The scaly-throated leaftosser forages mostly on the ground, flipping aside leaves and pecking at leaf litter and rotting logs while hopping rather than walking. It typically forages alone or in pairs but occasionally joins mixed-species foraging flocks. Though its diet has not been described in detail it is known to mostly be insects and other small invertebrates.

===Breeding===

The scaly-throated leaftosser nests generally between February and May in Central America but its season has not been documented elsewhere. It nests in a tunnel with an enlarged chamber at its end. Both sexes excavate the tunnel, typically in a steam bank and sometimes in the earth of a fallen tree's root ball. They make a shallow cup of plant material in the nest chamber. The clutch size is two eggs. The incubation period is at least 21 days and fledging occurs 14 to 15 days after hatch.
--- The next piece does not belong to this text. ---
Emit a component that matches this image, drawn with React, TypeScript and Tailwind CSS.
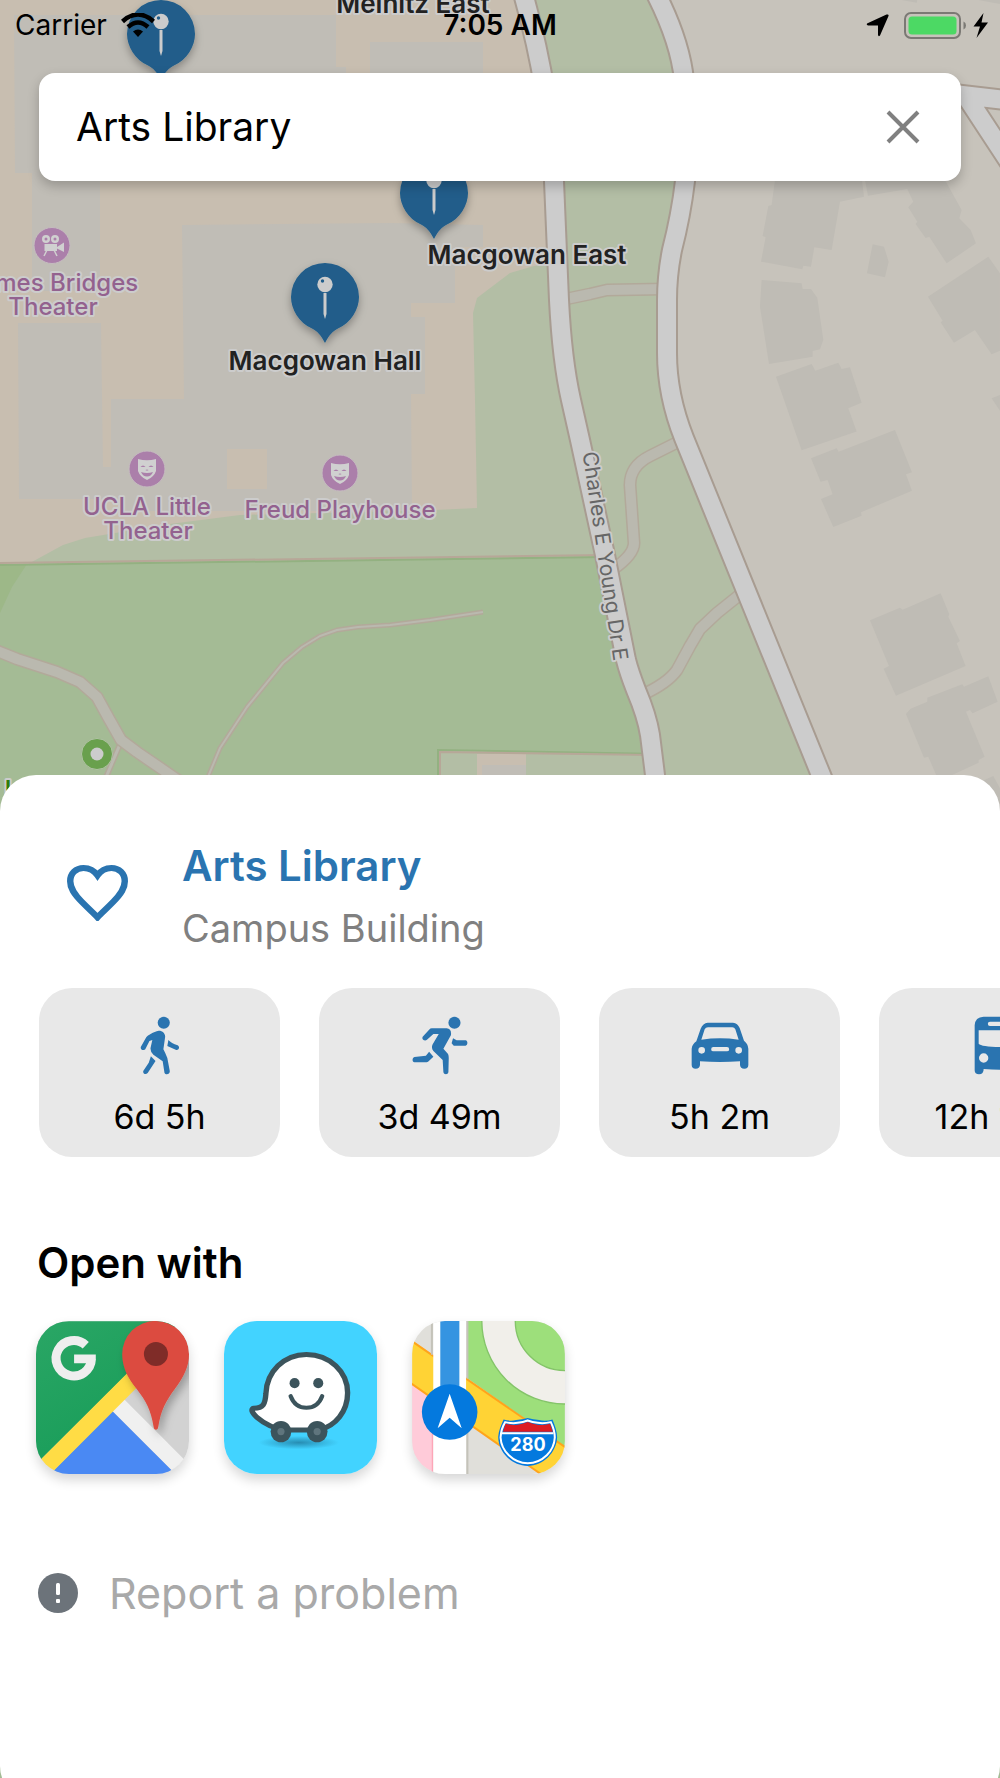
import React, { useState } from 'react'

const park = '#a4bb95'
const lawn = '#b3bea5'
const campus = '#c8beb0'
const block = '#c0bdb6'

function Road({ d, width, casing, fill }: { d: string; width: number; casing: string; fill: string }) {
  return (
    <g fill="none" strokeLinejoin="round">
      <path d={d} stroke={casing} strokeWidth={width + 3} />
      <path d={d} stroke={fill} strokeWidth={width} />
    </g>
  )
}

function Pin({ x, y }: { x: number; y: number }) {
  return (
    <g transform={`translate(${x} ${y})`}>
      <path
        d="M0 46C-4 38-8 34-13 31.500C-26 26-34 12-34 0A34 34 0 1 1 34 0C34 12 26 26 13 31.500C8 34 4 38 0 46Z"
        fill="#205d8a"
        filter="url(#pin-shadow)"
      />
      <circle cy="-12.500" r="7.700" fill="#ccc" />
      <circle cx="-2.500" cy="-16" r="1.700" fill="#205d8a" />
      <path d="M-1.500-4H1.500V17L0 22L-1.500 17Z" fill="#ccc" />
    </g>
  )
}

function Mask({ x, y }: { x: number; y: number }) {
  return (
    <g transform={`translate(${x} ${y})`}>
      <circle r="18" fill="#ab7faa" stroke="#c5bcc0" strokeWidth="1" />
      <path d="M-9-10Q0-7.500 9-10V2Q7 8 0 11Q-7 8-9 2Z" fill="#d0d0d0" />
      <path
        d="M-6.500-2Q-4-5-1.500-2ZM1.500-2Q4-5 6.500-2ZM-6 3Q0 5 6 3Q4 7.500 0 7.500Q-4 7.500-6 3ZM-1.500 1Q0 2 1.500 1Q0 0-1.500 1Z"
        fill="#ab7faa"
      />
    </g>
  )
}

function CampusMap() {
  return (
    <svg
      className="absolute inset-x-0 top-0 h-[820px] w-full"
      viewBox="0 0 1000 820"
      preserveAspectRatio="xMidYMin slice"
      fontFamily="Inter, sans-serif"
      role="img"
      aria-label="Campus map"
    >
      <defs>
        <filter id="pin-shadow" x="-30%" y="-30%" width="160%" height="160%">
          <feDropShadow dx="0" dy="4" stdDeviation="4" floodOpacity="0.3" />
        </filter>
      </defs>
      <rect width="1000" height="820" fill={campus} />

      {/* lawns and park */}
      <path
        d="M526 0L544 72L554 181L556 263L534 266L510 273L477 298L473 313L475 400L477 508L435 510L240 515L170 524L85 538L63 545L30 563L12 587L0 613V820H850L684 438L667 353L670 260L685 181L683 72L659 0Z"
        fill={lawn}
      />
      <path d="M659 0L681 60L685 181L667 290L674 400L684 438L840 820H1000V0Z" fill="#c7c3bb" />
      <path d="M0 564L605 556L656 820H0Z" fill={park} />
      <path d="M0 564H27L12 587L0 613Z" fill="#9db888" />
      <path d="M0 565L605 557" stroke="#93b181" strokeWidth="2" />
      <path d="M0 563L605 555" stroke="#b7a798" strokeWidth="2" />
      <path d="M438 820V750L660 754V820Z" fill={lawn} stroke="#93b181" strokeWidth="2" />
      <path d="M477 754H526V820H477Z" fill={campus} />
      <path d="M482 765H526V820H482Z" fill={block} />
      <path d="M440 820V752L655 755" fill="none" stroke="#b7a798" strokeWidth="2" />

      {/* campus buildings */}
      <g fill={block}>
        <path d="M14 15H336V67H346V175H100V291H32V173H15Z" />
        <path d="M370 42H483V150H370Z" />
        <path
          fillRule="evenodd"
          d="M182 225L390 223L483 225V247H455V303H411V317H425V394H411L412 511H120V499H19L18 323H101L103 467H111V399H184ZM227 449V489H267V449Z"
        />
      </g>

      {/* residential buildings */}
      <g fill="#bfbcb5">
        <g transform="translate(500 0) scale(.3333)">
          <path d="M825 540H1086L1092 590L1020 605L995 750L943 742L933 800L910 797L907 808L783 785L797 712L788 708L805 618L815 615Z" />
          <path d="M1095 540H1335L1385 630L1378 655L1412 690L1428 730L1340 790L1288 710L1277 714L1247 672L1252 665L1225 622L1240 605L1222 567L1104 587Z" />
          <path d="M1118 733L1152 740L1166 785L1155 832L1101 820Z" />
          <path d="M1465 770L1500 820V1052L1475 1063L1425 990L1362 1028L1322 967L1328 962L1284 890Z" />
          <path d="M785 840L905 850L908 867L933 867L952 893L970 1020L960 1048L938 1053V1070L807 1092L780 920Z" />
          <path d="M828 1130L935 1092L946 1112L1015 1088L1025 1107L1050 1102L1085 1208L1045 1225L1070 1295L905 1351Z" />
          <path d="M1475 1195L1500 1185V1232ZM1205 0H1252L1250 8ZM1435 0H1500V12Z" />
        </g>
        <g transform="translate(500 400) scale(.3333)">
          <path d="M933 175L1010 145L1016 155L1185 90L1236 217L1218 223L1236 272L1083 337L1085 347L1000 381L963 297L998 283L983 240L962 245Z" />
          <path d="M1110 661L1200 623L1208 629L1322 580L1348 643L1345 650L1380 723L1370 730L1397 798L1188 887L1151 806L1167 798Z" />
          <path d="M1218 942L1232 926L1282 905V893L1387 853L1392 860L1465 829L1493 905L1418 940L1410 930L1398 935L1454 1070L1436 1080V1088L1350 1128H1310L1285 1070L1272 1073Z" />
          <path d="M1440 1146L1480 1128L1500 1165V1260Z" />
        </g>
      </g>

      {/* footpaths */}
      <Road d="M566 299L590 294L607 290L665 289" width={10} casing="#b2a99a" fill="#bab9af" />
      <Road d="M680 441L650 456Q630 466 630 485L634 543Q634 555 612 570" width={10} casing="#b2a99a" fill="#bab9af" />
      <Road d="M742 593L717 613L700 629L690 646L677 670Q668 683 642 695" width={10} casing="#b2a99a" fill="#bab9af" />
      <Road d="M121 742L104 782" width={3} casing="#b2a99a" fill="#bab9af" />
      <Road d="M-5 650L17 659L57 672L80 682L97 697L108 717L121 740L137 752L172 776L200 795" width={10} casing="#b2a99a" fill="#bab9af" />
      <Road d="M205 784L220 748L247 707L283 663L302 647L320 636L337 630L358 627L390 625L430 620L483 612" width={2} casing="#b2a99a" fill="#bab9af" />

      {/* streets */}
      <g fill="none" stroke="#a89c91" strokeWidth="22" strokeLinejoin="round">
        <path d="M522-10Q550 86 554 181L559 300Q562 360 571 400L580 440L605 555L626 660Q629 672 636 690Q647 716 650 735L655 775V830" />
        <path d="M654-10Q680 40 684 80Q690 130 685 181Q681 215 672 250Q667 275 667 300V353Q667 395 684 438L821 775L840 822" />
        <path d="M945 93L1005 100M968 99L1010 163" />
      </g>
      <g fill="none" stroke="#ccc" strokeWidth="18" strokeLinejoin="round">
        <path d="M522-10Q550 86 554 181L559 300Q562 360 571 400L580 440L605 555L626 660Q629 672 636 690Q647 716 650 735L655 775V830" />
        <path d="M654-10Q680 40 684 80Q690 130 685 181Q681 215 672 250Q667 275 667 300V353Q667 395 684 438L821 775L840 822" />
        <path d="M945 93L1005 100M968 99L1010 163" />
      </g>

      <Pin x={161} y={34} />
      <Pin x={434} y={193} />
      <Pin x={325} y={297} />

      <circle cx="52" cy="245.500" r="18" fill="#ab7faa" stroke="#c5bcc0" strokeWidth="1" />
      <g fill="#d0d0d0">
        <path d="M44.500 244H57V247L64 242.500V252L57 248.500V251H44.500Z" />
        <path d="M47 250L44 256M54 250L57 256" stroke="#d0d0d0" strokeWidth="1.500" />
        <path
          fillRule="evenodd"
          d="M42 239a4 4 0 1 0 8 0a4 4 0 1 0-8 0M44.500 239a1.500 1.500 0 1 0 3 0a1.500 1.500 0 1 0-3 0M51 239a4 4 0 1 0 8 0a4 4 0 1 0-8 0M53.500 239a1.500 1.500 0 1 0 3 0a1.500 1.500 0 1 0-3 0"
        />
      </g>
      <Mask x={147} y={469} />
      <Mask x={340} y={473} />
      <circle cx="97" cy="754" r="15.500" fill="#69a04d" stroke="#b0c2a4" strokeWidth="1" />
      <circle cx="97" cy="754" r="6.500" fill="#ccc" />

      <g textAnchor="middle" strokeLinejoin="round" stroke="#ccc" strokeWidth="4" paintOrder="stroke" fontWeight="600" fontSize="26">
        <g fill="#222">
          <text x="413" y="13">Melnitz East</text>
          <text x="527" y="264">Macgowan East</text>
          <text x="325" y="370">Macgowan Hall</text>
        </g>
        <g fill="#93628f" fontSize="24" fontWeight="500">
          <text x="53" y="291">James Bridges</text>
          <text x="53" y="315">Theater</text>
          <text x="147" y="515">UCLA Little</text>
          <text x="148" y="539">Theater</text>
          <text x="340" y="518">Freud Playhouse</text>
        </g>
        <text x="8" y="798" fill="#2f7d0a" fontSize="24">I</text>
        <text transform="translate(598 557) rotate(81.500)" fill="#666" fontSize="21" fontWeight="400">
          Charles E Young Dr E
        </text>
      </g>
    </svg>
  )
}

function StatusBar() {
  return (
    <header className="relative grid grid-cols-3 items-center px-[15px] pt-2 text-[28px] leading-[34px] text-black">
      <div className="flex items-center gap-3.5">
        <span>Carrier</span>
        <svg className="h-[25px] w-[34px]" viewBox="0 0 34 25" fill="none" stroke="#000" aria-label="Wi-Fi">
          <path d="M1.500 8.500Q17-5.500 32.500 8.500" strokeWidth="4.500" />
          <path d="M7 14Q17 5 27 14" strokeWidth="4.500" />
          <path d="M12 18.500Q17 14.500 22 18.500L17 24Z" fill="#000" stroke="none" />
        </svg>
      </div>
      <span className="text-center font-semibold">7:05 AM</span>
      <div className="flex items-center justify-end">
        <svg className="mr-[15px] h-[23px] w-[23px]" viewBox="0 0 23 23" aria-label="Location">
          <path d="M22 .5Q23 1 22.500 2L14 21.500Q12.500 23 12 21V11.500H2Q0 11 1 9.500L20.500.5Z" />
        </svg>
        <svg className="h-[27px] w-[64px]" viewBox="0 0 64 27" aria-label="Battery">
          <rect x="1" y="1" width="55" height="25" rx="6" fill="none" stroke="#7b7974" strokeWidth="2" />
          <rect x="4.500" y="4.500" width="48" height="18" rx="3.500" fill="#4cd964" />
          <path d="M59.500 9.500Q62 10.500 62 13.500Q62 16.500 59.500 17.500Z" fill="#7b7974" />
        </svg>
        <svg className="ml-[5px] -mr-[3px] h-[25px] w-[15px]" viewBox="0 0 15 25" aria-label="Charging">
          <path d="M10.500 0L.5 13.500H7L3.500 25L15 9.500H8.500Z" />
        </svg>
      </div>
    </header>
  )
}

const blue = '#2a74b0'

function HeartIcon() {
  return (
    <svg className="h-[56px] w-[61px]" viewBox="189 195 170 166" preserveAspectRatio="none" aria-hidden="true">
      <path
        d="M274 350C266 340 250 326 230 304C208 280 198 264 198 243C198 220 214 204 235 204C251 204 265 212 274 226C283 212 297 204 313 204C334 204 350 220 350 243C350 264 340 280 318 304C298 326 282 340 274 350Z"
        fill="none"
        stroke={blue}
        strokeWidth="18"
      />
    </svg>
  )
}

function WalkIcon() {
  return (
    <svg className="h-[59px] w-[60px]" viewBox="362.500 650 168 177" preserveAspectRatio="none" fill={blue} aria-hidden="true">
      <ellipse cx="457" cy="670" rx="17" ry="18" />
      <path d="M408 714C412 707 428 698 443 694C454 694 461 702 461 712L456 750Q462 762 467 776L474 816C474 826 462 828 459 820L454 786L428 766Q419 758 420 746L425 722L417 725L406 748C402 756 390 752 393 742Z" />
      <path d="M470 722Q478 732 496 738C504 744 498 754 492 752L467 740Z" />
      <path d="M421 771L434 785L412 821C406 828 397 822 400 814L415 790Z" />
    </svg>
  )
}

function RunIcon() {
  return (
    <svg className="h-[59px] w-[60px]" viewBox="1147.500 650 168 177" preserveAspectRatio="none" fill={blue} aria-hidden="true">
      <ellipse cx="1272" cy="670" rx="17" ry="18" />
      <path d="M1209 687H1250C1260 688 1264 696 1262 708L1241 748L1254 764Q1256 768 1256 776L1255 818C1254 827 1242 827 1241 818L1239 782L1213 755Q1206 746 1211 735L1228 704H1213L1195 721C1189 727 1179 720 1183 712L1201 691Q1204 687 1209 687Z" />
      <path d="M1268 717L1278 723H1303C1310 724 1310 738 1303 739H1270L1264 732Z" />
      <path d="M1201 757L1213 772L1198 787L1194 789H1160C1153 788 1153 775 1160 773L1192 769Z" />
    </svg>
  )
}

function CarIcon() {
  return (
    <svg className="h-[59px] w-[60px]" viewBox="389 169 180 177" fill={blue} aria-hidden="true">
      <path
        fillRule="evenodd"
        d="M394 267Q396 253 408 245L421 207Q428 190 442 189H518Q532 190 538 205L551 243Q563 252 564 267V316Q564 327 552 327Q540 327 539 316V305Q479 309 419 305V316Q418 327 406 327Q394 327 394 316ZM443 203Q436 203 433 209L423 240Q479 232 535 240L525 209Q522 203 516 203ZM414 272a10 10 0 1 0 20 0a10 10 0 1 0-20 0M525 272a10 10 0 1 0 20 0a10 10 0 1 0-20 0M459 262a6.500 6.500 0 0 0 0 13H500a6.500 6.500 0 0 0 0-13Z"
      />
    </svg>
  )
}

function BusIcon() {
  return (
    <svg className="h-[59px] w-[60px]" viewBox="1231 169 180 177" fill={blue} aria-hidden="true">
      <path
        fillRule="evenodd"
        d="M1245 197Q1246 172 1272 171H1370Q1396 172 1397 197V332Q1396 344 1384 344Q1370 344 1370 328Q1321 332 1272 328Q1272 344 1258 344Q1245 344 1245 332ZM1257 212V252Q1265 261 1321 262Q1377 261 1385 252V212ZM1258 295a14 14 0 1 0 28 0a14 14 0 1 0-28 0M1356 295a14 14 0 1 0 28 0a14 14 0 1 0-28 0M1291 186a6.500 6.500 0 0 0 0 13H1351a6.500 6.500 0 0 0 0-13Z"
      />
    </svg>
  )
}

const modes = [
  { name: 'Walk', time: '6d 5h', Icon: WalkIcon },
  { name: 'Run', time: '3d 49m', Icon: RunIcon },
  { name: 'Drive', time: '5h 2m', Icon: CarIcon },
  { name: 'Bus', time: '12h 14m', Icon: BusIcon },
]

function GoogleMapsLogo() {
  return (
    <svg className="h-full w-full" viewBox="48 64 458 457" aria-hidden="true">
      <defs>
        <linearGradient id="gm-green" x1="0" y1="0" x2="0.600" y2="1">
          <stop offset="0" stopColor="#2aa665" />
          <stop offset="1" stopColor="#179c58" />
        </linearGradient>
        <filter id="gm-shadow" x="-40%" y="-20%" width="180%" height="150%">
          <feDropShadow dx="10" dy="14" stdDeviation="12" floodOpacity="0.28" />
        </filter>
      </defs>
      <path d="M48 64H506V521H48Z" fill="#d2d2d2" />
      <path d="M48 64H480L48 492Z" fill="url(#gm-green)" />
      <path d="M277 333L470 526H86Z" fill="#4a89f3" />
      <path d="M311 297L277 333L462 518H506V492Z" fill="#f0f0f0" />
      <path d="M324 217L48 492V521H92L380 233Z" fill="#ffdc45" />
      <path
        d="M407 389Q401 389 400 380C392 330 378 304 350 268C322 234 306 200 306 163A100 100 0 0 1 506 163C506 200 490 232 464 266C436 304 422 330 414 380Q413 389 407 389Z"
        fill="#dc4b3f"
        filter="url(#gm-shadow)"
      />
      <circle cx="407" cy="162" r="36" fill="#7f2c28" />
      <path d="M197 136A53 53 0 1 0 214 177" fill="none" stroke="#eee" strokeWidth="27" />
      <path d="M162 164H227V177H214L205 190H162Z" fill="#eee" />
    </svg>
  )
}

function WazeLogo() {
  return (
    <svg className="h-full w-full" viewBox="573 273 427 458" preserveAspectRatio="none" aria-hidden="true">
      <defs>
        <radialGradient id="wz-shade">
          <stop offset="0" stopColor="#1b6f92" stopOpacity="0.700" />
          <stop offset="1" stopColor="#1b6f92" stopOpacity="0" />
        </radialGradient>
      </defs>
      <path d="M573 273H1000V731H573Z" fill="#42d3ff" />
      <ellipse cx="782" cy="637" rx="112" ry="20" fill="url(#wz-shade)" />
      <path
        d="M803 373C740 373 692 425 690 490C688 520 684 535 654 534C646 540 656 552 664 561C690 585 714 596 744 599H838C884 588 918 544 918 488C918 425 868 373 803 373Z"
        fill="#fff"
        stroke="#3c545c"
        strokeWidth="15"
        strokeLinejoin="round"
      />
      <g fill="#3c545c">
        <ellipse cx="732" cy="604" rx="29" ry="32" />
        <ellipse cx="833" cy="604" rx="29" ry="32" />
        <ellipse cx="770" cy="459" rx="14" ry="15" />
        <ellipse cx="836" cy="459" rx="14" ry="15" />
      </g>
      <ellipse cx="732" cy="604" rx="10" ry="11" fill="#5f757d" />
      <ellipse cx="833" cy="604" rx="10" ry="11" fill="#5f757d" />
      <path d="M759 498Q771 533 803 533Q835 533 847 498" fill="none" stroke="#3c545c" strokeWidth="12" strokeLinecap="round" />
    </svg>
  )
}

function AppleMapsLogo() {
  return (
    <svg className="h-full w-full" viewBox="39 64 456 457" aria-hidden="true">
      <path d="M39 64H495V521H39Z" fill="#e0dfda" />
      <path d="M205 64H495V440L205 236Z" fill="#9ddf7b" />
      <circle cx="495" cy="64" r="198" fill="none" stroke="#f1efea" strokeWidth="100" />
      <circle cx="495" cy="64" r="248" fill="none" stroke="#84c469" strokeWidth="4" />
      <circle cx="495" cy="64" r="148" fill="none" stroke="#84c469" strokeWidth="4" />
      <path d="M39 252L101 296V521H39Z" fill="#ffcbd9" />
      <path d="M100 290V521" stroke="#fda6b8" strokeWidth="5" />
      <path d="M39 122L495 440V570L39 252Z" fill="#ffd335" />
      <path d="M35 122L499 443M35 250L499 574" fill="none" stroke="#ffa41c" strokeWidth="6" />
      <path d="M98 64V165M204 64V236M204 380V521" stroke="#c4c3ba" strokeWidth="6" />
      <path d="M102 64H200V521H102Z" fill="#fff" />
      <path d="M123 64H180V300H123Z" fill="#3594e1" />
      <circle cx="151" cy="336" r="83" fill="#0479de" />
      <path d="M151 281L187 384L151 353L115 384Z" fill="#fff" />
      <path
        d="M312 358Q330 364 350 360Q368 358 384 354Q400 358 418 360Q440 364 458 358C466 378 472 394 472 412C470 456 432 496 384 497C336 496 296 456 296 410C297 392 304 376 312 358Z"
        fill="#0479de"
      />
      <path
        d="M317 366Q338 371 354 368Q370 366 384 361Q398 366 414 368Q432 371 453 366C460 380 465 396 465 412C463 452 430 488 384 489C340 488 305 452 303 412C304 396 308 380 317 366Z"
        fill="#0479de"
        stroke="#fff"
        strokeWidth="6"
      />
      <path d="M318 371Q340 377 355 374Q372 371 384 366Q396 371 413 374Q430 377 451 371L459 395H310Z" fill="#dc1b22" />
      <path d="M307 399H461" stroke="#fff" strokeWidth="6" />
      <text x="385" y="453" textAnchor="middle" fontFamily="Inter, sans-serif" fontSize="54" fontWeight="700" fill="#fff">
        280
      </text>
    </svg>
  )
}

const apps = [
  { name: 'Google Maps', Logo: GoogleMapsLogo },
  { name: 'Waze', Logo: WazeLogo },
  { name: 'Apple Maps', Logo: AppleMapsLogo },
]

export default function App() {
  const [query, setQuery] = useState('Arts Library')
  return (
    <main className="relative min-h-screen overflow-hidden bg-[#a4bb95] font-['Inter',sans-serif] text-black">
      <CampusMap />
      <div className="relative h-[775px]">
        <StatusBar />
        <form
          role="search"
          onSubmit={(e) => e.preventDefault()}
          className="mx-[39px] mt-[31px] flex h-[108px] items-center rounded-2xl bg-white pr-10 pl-[37px] shadow-[0_5px_12px_rgba(0,0,0,0.22)]"
        >
          <input
            aria-label="Search campus"
            value={query}
            onChange={(e) => setQuery(e.target.value)}
            className="min-w-0 flex-1 bg-transparent text-[39px] leading-[48px] outline-none"
          />
          <button type="button" aria-label="Clear search" onClick={() => setQuery('')}>
            <svg className="h-9 w-9" viewBox="0 0 36 36" stroke="#808080" strokeWidth="4">
              <path d="M3 3L33 33M33 3L3 33" />
            </svg>
          </button>
        </form>
      </div>

      <section className="relative -mb-6 min-h-[1027px] rounded-[36px] bg-white pt-16">
        <div className="flex items-center">
          <button type="button" aria-label="Save to favorites" className="ml-[67px] pb-2">
            <HeartIcon />
          </button>
          <div className="ml-[54px]">
            <h1 className="text-[42px] leading-[54px] font-semibold text-[#2a74b0]">Arts Library</h1>
            <p className="mt-2 text-[38px] leading-[54px] text-[#808080]">Campus Building</p>
          </div>
        </div>

        <div className="mt-[33px] flex gap-[39px] overflow-hidden pl-[39px]">
          {modes.map(({ name, time, Icon }) => (
            <button
              key={name}
              type="button"
              aria-label={`${name}, ${time}`}
              className="flex h-[169px] w-[241px] shrink-0 flex-col items-center rounded-[33px] bg-[#e8e8e8] pt-7"
            >
              <Icon />
              <span className="mt-5 text-[34px] leading-[44px]">{time}</span>
            </button>
          ))}
        </div>

        <h2 className="mt-[78px] px-[37px] text-[42px] leading-[56px] font-semibold">Open with</h2>
        <div className="mt-[30px] flex gap-[35px] pl-9">
          {apps.map(({ name, Logo }) => (
            <button
              key={name}
              type="button"
              aria-label={name}
              className="h-[153px] w-[153px] overflow-hidden rounded-[33px] shadow-[0_6px_12px_rgba(0,0,0,0.16)]"
            >
              <Logo />
            </button>
          ))}
        </div>

        <button type="button" className="mt-[91px] ml-[38px] flex items-center gap-[31px] text-[43px] leading-[56px] text-[#a9a9a9]">
          <svg className="h-10 w-10" viewBox="0 0 40 40" aria-hidden="true">
            <circle cx="20" cy="20" r="20" fill="#6c737a" />
            <rect x="18" y="10" width="4" height="12" rx="1.500" fill="#fff" />
            <rect x="18" y="26" width="4" height="4" rx="1" fill="#fff" />
          </svg>
          Report a problem
        </button>
      </section>
    </main>
  )
}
Both parents incubate the eggs and provision the nestlings.

===Vocalization===

The scaly-throated leaftosser's song has been described as "a beautiful, clear trill", as "a descending series of accented whistles", and as "a slightly laughing, rippling series of 7-12 or more sharp, slightly liquid week or swee notes". Its call has been described as "a piercing wheek", "a sharp, sometimes metallic pick or zick", and "a sharp, explosive squeak! or sweeik".

==Status==

The IUCN has assessed the scaly-throated leaftosser as being of Least Concern. It has a large range and an estimated population between 20,000 and 50,000 mature individuals that however is thought to be decreasing. No immediate threats have been identified. Mexican authorities consider it Threatened in that country. "The primary threats to this species are logging of mature forests, and habitat conversion for agriculture and livestock production."